- **THE PROBLEM**
For the listing below, give the count of lines containing "styled", and no other text.

-----

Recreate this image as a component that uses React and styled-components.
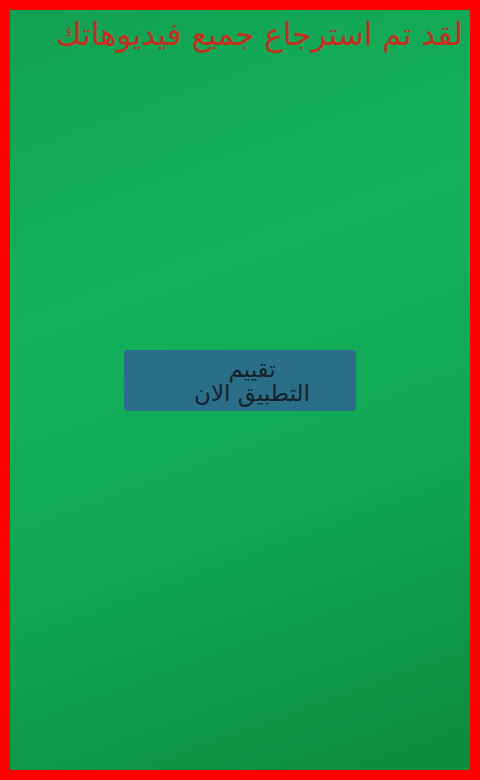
import React from "react";
import styled, { createGlobalStyle } from "styled-components";

const Global = createGlobalStyle`
  html, body { margin: 0; padding: 0; width: 480px; height: 780px; overflow: hidden; }
  #root { width: 480px; height: 780px; }
`;

const Frame = styled.div`
  box-sizing: border-box;
  width: 480px;
  height: 780px;
  border: 10px solid #ff0000;
  background: linear-gradient(160deg, #11a152 0%, #13b15c 35%, #10a653 65%, #0b8b3b 100%);
  display: flex;
  flex-direction: column;
  font-family: "DejaVu Sans", "Noto Sans", sans-serif;
`;

const Title = styled.h1`
  margin: 0;
  padding: 4px 7px 0 0;
  direction: rtl;
  text-align: right;
  font-size: 31px;
  font-weight: normal;
  line-height: 40px;
  color: #c42f1f;
`;

const Center = styled.div`
  flex: 1;
  display: flex;
  align-items: center;
  justify-content: center;
  padding-bottom: 64px;
`;

const RateButton = styled.button`
  width: 232px;
  height: 61px;
  border: none;
  border-radius: 4px;
  background: #2b6e88;
  color: #15212d;
  font-family: "DejaVu Sans", "Noto Sans", sans-serif;
  font-size: 23px;
  line-height: 24px;
  direction: rtl;
  padding: 1px 0 0 24px;
  display: flex;
  flex-direction: column;
  align-items: center;
  justify-content: center;
`;

export default function App() {
  return (
    <>
      <Global />
      <Frame>
        <Title>لقد تم استرجاع جميع فيديوهاتك</Title>
        <Center>
          <RateButton>
            <span>تقييم</span>
            <span>التطبيق الان</span>
          </RateButton>
        </Center>
      </Frame>
    </>
  );
}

-----

- **ANSWER TO THE EXERCISE**
6